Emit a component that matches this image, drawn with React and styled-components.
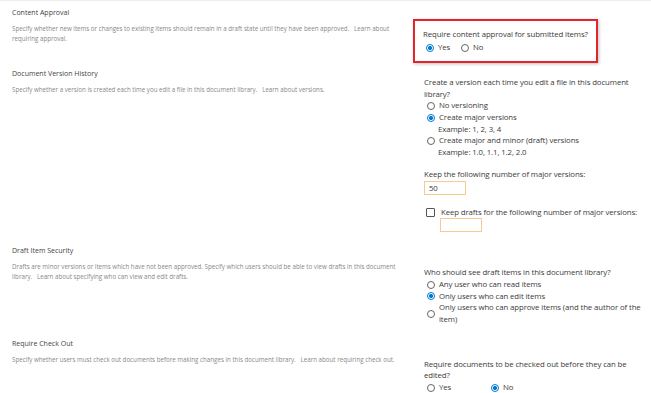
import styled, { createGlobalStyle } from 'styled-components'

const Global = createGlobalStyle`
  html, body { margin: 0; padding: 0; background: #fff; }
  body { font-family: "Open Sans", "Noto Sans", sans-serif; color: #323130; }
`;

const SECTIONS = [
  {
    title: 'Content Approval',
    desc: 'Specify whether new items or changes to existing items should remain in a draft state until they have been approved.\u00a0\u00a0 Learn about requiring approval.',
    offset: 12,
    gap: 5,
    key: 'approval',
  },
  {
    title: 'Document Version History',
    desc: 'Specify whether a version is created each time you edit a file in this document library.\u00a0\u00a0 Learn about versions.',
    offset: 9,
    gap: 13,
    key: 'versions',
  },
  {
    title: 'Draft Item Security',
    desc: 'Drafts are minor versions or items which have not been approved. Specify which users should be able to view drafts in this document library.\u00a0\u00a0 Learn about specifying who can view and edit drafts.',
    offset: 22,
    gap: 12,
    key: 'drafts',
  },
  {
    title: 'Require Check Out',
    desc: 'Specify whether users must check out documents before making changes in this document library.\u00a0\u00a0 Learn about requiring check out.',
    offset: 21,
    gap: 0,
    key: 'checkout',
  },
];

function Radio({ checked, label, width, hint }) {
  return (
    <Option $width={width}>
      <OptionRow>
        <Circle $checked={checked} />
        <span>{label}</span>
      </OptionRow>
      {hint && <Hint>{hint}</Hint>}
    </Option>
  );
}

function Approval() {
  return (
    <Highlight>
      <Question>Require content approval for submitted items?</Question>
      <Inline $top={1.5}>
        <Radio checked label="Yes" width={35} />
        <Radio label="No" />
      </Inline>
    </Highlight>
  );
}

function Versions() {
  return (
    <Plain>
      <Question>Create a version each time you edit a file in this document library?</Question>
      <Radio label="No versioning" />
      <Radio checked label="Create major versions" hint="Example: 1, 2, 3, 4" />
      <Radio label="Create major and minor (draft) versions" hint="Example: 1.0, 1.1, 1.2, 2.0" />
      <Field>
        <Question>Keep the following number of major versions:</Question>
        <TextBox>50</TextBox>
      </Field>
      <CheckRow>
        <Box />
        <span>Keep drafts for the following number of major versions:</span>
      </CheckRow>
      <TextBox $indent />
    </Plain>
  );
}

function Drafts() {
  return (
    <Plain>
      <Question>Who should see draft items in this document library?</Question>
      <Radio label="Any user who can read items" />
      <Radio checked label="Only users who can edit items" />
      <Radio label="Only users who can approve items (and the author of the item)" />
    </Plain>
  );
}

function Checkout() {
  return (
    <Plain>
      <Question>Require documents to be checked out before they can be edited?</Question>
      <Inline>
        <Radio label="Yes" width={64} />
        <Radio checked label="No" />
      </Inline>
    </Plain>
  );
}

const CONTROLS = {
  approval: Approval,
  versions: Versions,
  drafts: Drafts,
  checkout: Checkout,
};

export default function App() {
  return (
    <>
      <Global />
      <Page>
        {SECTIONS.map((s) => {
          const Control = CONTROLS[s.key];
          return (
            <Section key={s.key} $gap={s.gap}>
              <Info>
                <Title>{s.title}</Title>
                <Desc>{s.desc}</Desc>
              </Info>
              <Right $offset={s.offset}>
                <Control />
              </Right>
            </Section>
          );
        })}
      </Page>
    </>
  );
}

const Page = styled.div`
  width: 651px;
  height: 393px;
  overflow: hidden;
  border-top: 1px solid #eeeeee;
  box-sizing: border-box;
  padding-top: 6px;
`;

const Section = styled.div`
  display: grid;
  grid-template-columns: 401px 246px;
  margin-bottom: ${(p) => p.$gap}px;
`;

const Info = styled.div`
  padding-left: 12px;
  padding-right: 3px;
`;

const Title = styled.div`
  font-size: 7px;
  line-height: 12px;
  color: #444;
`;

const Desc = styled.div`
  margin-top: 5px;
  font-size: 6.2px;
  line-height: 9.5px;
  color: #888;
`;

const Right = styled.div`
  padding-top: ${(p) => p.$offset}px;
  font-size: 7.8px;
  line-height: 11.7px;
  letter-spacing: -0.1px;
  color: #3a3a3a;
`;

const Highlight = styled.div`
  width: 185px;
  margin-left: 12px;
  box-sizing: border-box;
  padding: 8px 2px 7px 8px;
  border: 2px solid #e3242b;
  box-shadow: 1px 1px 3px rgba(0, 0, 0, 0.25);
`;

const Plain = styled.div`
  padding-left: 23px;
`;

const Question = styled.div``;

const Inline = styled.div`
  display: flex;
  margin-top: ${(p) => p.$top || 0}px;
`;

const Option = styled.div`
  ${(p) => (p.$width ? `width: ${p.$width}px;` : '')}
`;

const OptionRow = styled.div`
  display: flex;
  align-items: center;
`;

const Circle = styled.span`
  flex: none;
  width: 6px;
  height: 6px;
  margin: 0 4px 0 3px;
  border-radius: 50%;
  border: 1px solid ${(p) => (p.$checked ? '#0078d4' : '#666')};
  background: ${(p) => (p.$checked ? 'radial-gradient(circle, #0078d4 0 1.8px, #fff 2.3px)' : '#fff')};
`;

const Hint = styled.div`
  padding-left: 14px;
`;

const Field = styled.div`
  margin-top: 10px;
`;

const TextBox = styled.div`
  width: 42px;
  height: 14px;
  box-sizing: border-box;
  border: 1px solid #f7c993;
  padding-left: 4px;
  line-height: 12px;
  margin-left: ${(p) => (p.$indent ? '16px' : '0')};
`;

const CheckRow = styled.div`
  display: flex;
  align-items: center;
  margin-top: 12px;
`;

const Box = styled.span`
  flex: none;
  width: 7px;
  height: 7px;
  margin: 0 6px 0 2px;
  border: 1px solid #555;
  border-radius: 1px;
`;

——

WHAT TO DO
Copy out all lines from the material above that contain the string "this".

ANSWER FOR THE TASK
Emit a component that matches this image, drawn with React and styled-components.
    desc: 'Specify whether a version is created each time you edit a file in this document library.\u00a0\u00a0 Learn about versions.',
    desc: 'Drafts are minor versions or items which have not been approved. Specify which users should be able to view drafts in this document library.\u00a0\u00a0 Learn about specifying who can view and edit drafts.',
    desc: 'Specify whether users must check out documents before making changes in this document library.\u00a0\u00a0 Learn about requiring check out.',
      <Question>Create a version each time you edit a file in this document library?</Question>
      <Question>Who should see draft items in this document library?</Question>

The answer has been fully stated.